**EXERCISE**
Report all lines from the entries below in which "this" appears.

**AVAILABLE RECORDS**

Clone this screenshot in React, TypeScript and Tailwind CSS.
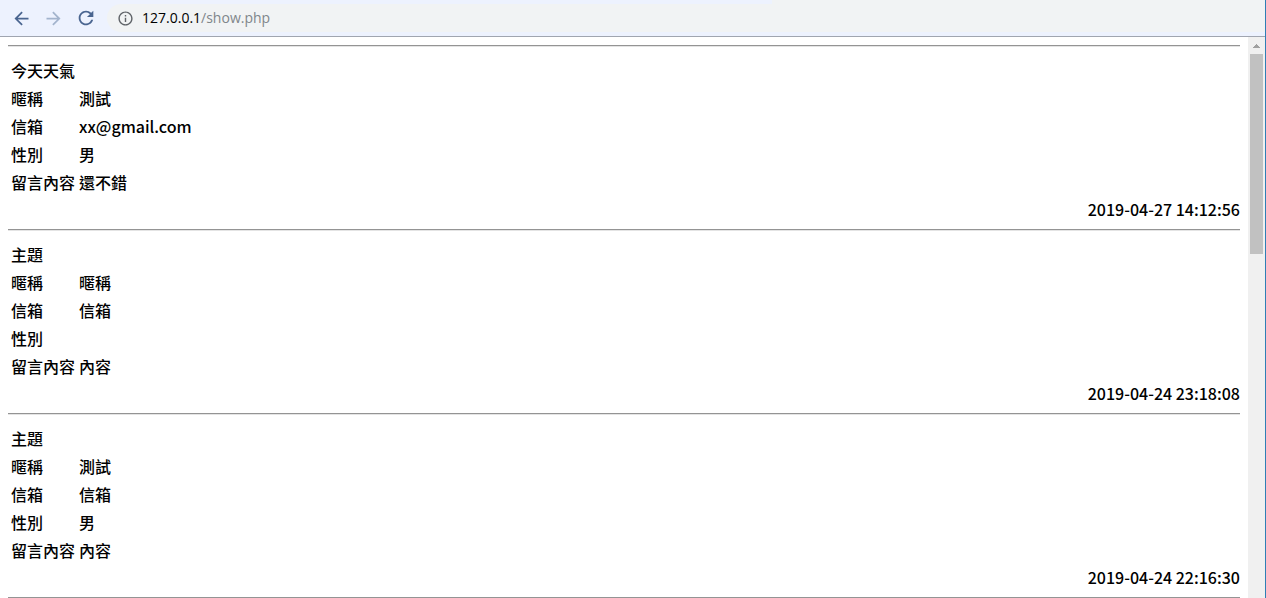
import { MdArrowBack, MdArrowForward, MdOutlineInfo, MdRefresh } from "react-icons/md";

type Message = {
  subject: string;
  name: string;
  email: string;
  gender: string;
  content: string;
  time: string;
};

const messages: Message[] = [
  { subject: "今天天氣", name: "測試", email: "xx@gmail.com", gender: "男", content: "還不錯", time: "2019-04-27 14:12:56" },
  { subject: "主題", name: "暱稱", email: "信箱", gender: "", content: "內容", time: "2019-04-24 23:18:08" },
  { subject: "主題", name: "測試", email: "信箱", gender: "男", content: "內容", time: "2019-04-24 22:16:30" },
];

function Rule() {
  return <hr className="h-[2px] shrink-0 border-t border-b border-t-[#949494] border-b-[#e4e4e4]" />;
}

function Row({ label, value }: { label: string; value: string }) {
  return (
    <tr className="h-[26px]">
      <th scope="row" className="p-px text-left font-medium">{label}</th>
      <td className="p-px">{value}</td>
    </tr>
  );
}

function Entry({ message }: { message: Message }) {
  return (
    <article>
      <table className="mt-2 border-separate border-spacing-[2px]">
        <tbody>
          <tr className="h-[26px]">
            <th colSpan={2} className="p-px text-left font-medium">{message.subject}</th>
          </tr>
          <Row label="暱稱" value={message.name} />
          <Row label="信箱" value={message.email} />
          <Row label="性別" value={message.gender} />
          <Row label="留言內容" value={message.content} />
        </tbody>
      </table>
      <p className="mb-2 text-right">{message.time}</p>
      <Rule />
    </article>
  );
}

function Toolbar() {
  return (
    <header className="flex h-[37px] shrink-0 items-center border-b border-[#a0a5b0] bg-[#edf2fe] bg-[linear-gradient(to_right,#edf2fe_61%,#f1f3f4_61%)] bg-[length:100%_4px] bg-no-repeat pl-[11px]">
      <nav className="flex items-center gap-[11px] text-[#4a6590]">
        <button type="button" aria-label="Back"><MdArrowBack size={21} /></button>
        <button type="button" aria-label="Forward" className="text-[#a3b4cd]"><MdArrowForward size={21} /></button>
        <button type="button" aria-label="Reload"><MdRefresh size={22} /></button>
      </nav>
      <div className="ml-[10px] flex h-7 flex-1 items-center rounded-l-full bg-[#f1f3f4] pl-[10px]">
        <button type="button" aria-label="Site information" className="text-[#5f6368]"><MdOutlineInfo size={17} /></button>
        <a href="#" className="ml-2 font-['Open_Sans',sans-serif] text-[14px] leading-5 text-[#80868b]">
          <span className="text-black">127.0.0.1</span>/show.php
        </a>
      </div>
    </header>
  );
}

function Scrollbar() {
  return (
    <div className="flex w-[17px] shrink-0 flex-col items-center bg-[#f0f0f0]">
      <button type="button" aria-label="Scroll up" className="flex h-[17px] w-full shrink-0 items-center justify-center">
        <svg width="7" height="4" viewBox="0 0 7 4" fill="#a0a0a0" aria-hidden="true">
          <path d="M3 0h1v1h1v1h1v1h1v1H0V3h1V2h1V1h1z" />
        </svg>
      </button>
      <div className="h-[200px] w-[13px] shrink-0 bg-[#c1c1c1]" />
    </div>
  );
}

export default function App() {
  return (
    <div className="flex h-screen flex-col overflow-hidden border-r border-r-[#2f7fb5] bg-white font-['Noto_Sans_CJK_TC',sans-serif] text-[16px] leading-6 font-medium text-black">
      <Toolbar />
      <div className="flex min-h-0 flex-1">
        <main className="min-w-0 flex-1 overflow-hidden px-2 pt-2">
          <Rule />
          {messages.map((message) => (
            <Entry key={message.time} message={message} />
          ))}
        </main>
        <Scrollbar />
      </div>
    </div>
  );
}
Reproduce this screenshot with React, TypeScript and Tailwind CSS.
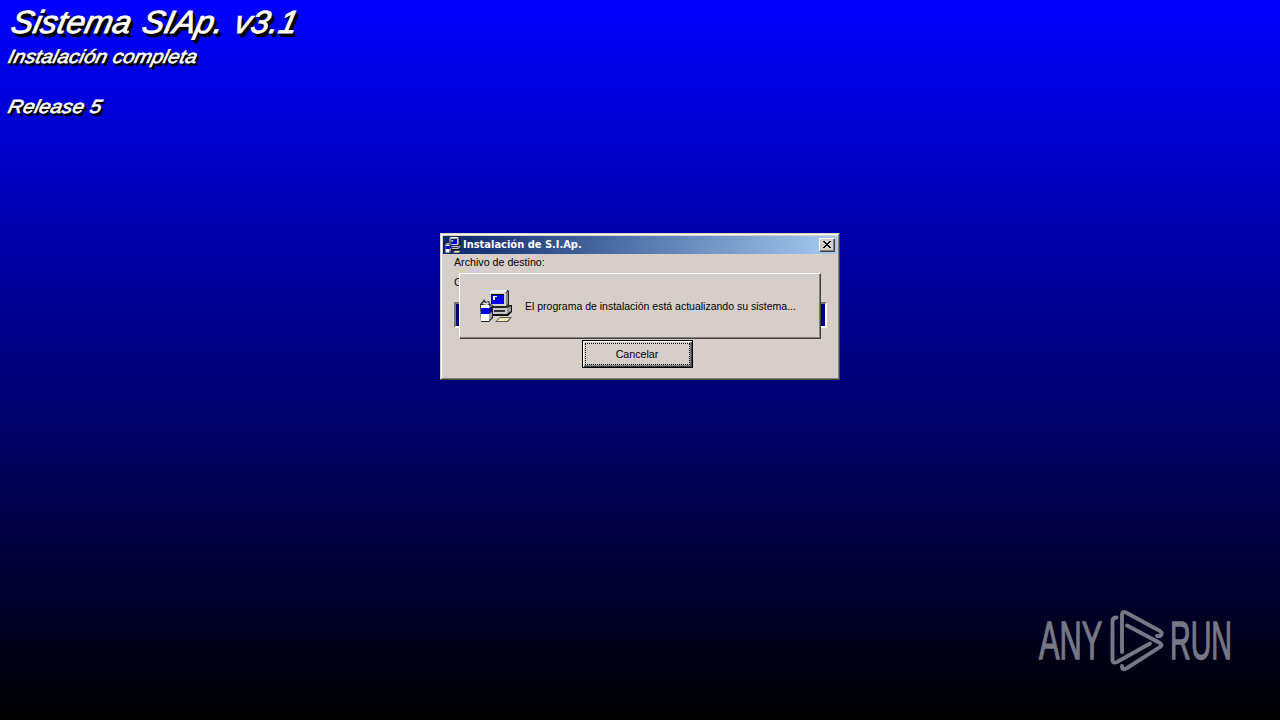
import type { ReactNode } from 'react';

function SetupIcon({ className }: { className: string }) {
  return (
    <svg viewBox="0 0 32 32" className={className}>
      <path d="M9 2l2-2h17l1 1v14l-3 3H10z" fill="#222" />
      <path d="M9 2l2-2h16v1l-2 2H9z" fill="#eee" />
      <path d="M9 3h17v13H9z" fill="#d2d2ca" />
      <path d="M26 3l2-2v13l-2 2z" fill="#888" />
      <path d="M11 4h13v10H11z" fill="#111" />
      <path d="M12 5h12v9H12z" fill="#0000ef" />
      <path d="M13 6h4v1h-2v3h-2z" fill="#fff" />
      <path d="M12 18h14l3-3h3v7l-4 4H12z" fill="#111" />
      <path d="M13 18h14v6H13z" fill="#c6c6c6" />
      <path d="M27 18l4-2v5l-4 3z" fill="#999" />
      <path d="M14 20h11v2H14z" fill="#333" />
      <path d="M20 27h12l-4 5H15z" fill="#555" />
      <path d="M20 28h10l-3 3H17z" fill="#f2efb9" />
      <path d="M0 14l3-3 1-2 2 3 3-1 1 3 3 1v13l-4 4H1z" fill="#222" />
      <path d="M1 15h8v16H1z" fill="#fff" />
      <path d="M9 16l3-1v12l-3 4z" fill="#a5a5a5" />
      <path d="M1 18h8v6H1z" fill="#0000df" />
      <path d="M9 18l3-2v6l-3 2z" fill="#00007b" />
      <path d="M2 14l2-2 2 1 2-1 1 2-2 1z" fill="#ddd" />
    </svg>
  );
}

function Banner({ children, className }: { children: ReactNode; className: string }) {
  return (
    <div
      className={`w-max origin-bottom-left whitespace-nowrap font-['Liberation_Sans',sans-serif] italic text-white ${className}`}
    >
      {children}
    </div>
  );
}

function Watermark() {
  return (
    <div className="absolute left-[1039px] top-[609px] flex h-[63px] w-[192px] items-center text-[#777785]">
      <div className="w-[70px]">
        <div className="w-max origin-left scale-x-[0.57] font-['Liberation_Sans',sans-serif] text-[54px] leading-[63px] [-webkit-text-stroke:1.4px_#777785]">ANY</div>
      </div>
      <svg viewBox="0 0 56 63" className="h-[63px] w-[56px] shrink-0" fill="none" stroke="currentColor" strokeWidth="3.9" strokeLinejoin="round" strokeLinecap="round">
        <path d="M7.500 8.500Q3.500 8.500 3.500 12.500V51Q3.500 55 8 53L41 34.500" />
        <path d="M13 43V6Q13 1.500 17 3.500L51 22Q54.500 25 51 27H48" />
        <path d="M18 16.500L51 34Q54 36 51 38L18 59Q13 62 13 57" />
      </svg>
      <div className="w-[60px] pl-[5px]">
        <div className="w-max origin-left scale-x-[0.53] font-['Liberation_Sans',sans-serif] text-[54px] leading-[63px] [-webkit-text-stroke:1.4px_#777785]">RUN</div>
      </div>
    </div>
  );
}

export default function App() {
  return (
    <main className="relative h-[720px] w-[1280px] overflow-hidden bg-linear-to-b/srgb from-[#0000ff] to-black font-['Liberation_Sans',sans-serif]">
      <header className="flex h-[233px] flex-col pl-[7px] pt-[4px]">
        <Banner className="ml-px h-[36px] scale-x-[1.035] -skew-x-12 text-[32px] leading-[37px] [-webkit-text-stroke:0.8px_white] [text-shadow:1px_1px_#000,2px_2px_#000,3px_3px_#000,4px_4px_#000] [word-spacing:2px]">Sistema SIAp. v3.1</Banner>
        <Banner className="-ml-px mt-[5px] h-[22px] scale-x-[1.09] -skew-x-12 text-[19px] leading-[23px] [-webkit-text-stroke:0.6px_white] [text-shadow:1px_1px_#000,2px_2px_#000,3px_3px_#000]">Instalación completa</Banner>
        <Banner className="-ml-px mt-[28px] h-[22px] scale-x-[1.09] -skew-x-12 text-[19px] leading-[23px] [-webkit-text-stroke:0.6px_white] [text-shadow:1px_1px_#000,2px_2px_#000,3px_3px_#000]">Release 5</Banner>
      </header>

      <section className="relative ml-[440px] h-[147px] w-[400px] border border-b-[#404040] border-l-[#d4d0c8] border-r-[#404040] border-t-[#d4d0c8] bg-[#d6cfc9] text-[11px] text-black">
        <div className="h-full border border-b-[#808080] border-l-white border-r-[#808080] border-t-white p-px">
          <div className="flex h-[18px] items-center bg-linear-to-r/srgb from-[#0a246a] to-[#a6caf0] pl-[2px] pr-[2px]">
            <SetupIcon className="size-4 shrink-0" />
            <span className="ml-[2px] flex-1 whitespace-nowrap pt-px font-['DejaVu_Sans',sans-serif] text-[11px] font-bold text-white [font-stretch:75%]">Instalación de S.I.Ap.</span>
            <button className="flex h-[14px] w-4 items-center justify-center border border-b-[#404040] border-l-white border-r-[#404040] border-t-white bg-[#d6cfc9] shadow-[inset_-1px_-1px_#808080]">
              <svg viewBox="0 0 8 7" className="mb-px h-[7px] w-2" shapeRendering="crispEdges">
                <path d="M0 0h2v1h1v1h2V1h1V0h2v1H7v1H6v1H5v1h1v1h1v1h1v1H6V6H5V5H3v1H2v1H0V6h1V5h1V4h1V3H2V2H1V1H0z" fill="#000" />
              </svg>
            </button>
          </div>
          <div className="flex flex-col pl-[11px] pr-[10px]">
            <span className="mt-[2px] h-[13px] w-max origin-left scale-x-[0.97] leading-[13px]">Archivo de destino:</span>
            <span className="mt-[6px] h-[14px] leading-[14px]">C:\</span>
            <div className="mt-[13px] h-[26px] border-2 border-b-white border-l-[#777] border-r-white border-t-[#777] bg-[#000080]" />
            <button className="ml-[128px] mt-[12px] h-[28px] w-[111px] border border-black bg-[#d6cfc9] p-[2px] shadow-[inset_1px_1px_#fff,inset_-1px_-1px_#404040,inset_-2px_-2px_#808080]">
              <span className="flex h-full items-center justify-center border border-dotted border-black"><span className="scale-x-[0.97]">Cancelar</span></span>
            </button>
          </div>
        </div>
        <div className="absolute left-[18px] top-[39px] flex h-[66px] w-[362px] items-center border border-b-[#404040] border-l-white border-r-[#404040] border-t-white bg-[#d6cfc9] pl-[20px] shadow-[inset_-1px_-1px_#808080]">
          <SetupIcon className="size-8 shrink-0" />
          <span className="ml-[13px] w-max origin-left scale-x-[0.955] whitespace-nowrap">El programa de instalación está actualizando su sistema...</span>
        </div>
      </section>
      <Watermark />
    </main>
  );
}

**EXERCISE OUTPUT**
Clone this screenshot in React, TypeScript and Tailwind CSS.
Reproduce this screenshot with React, TypeScript and Tailwind CSS.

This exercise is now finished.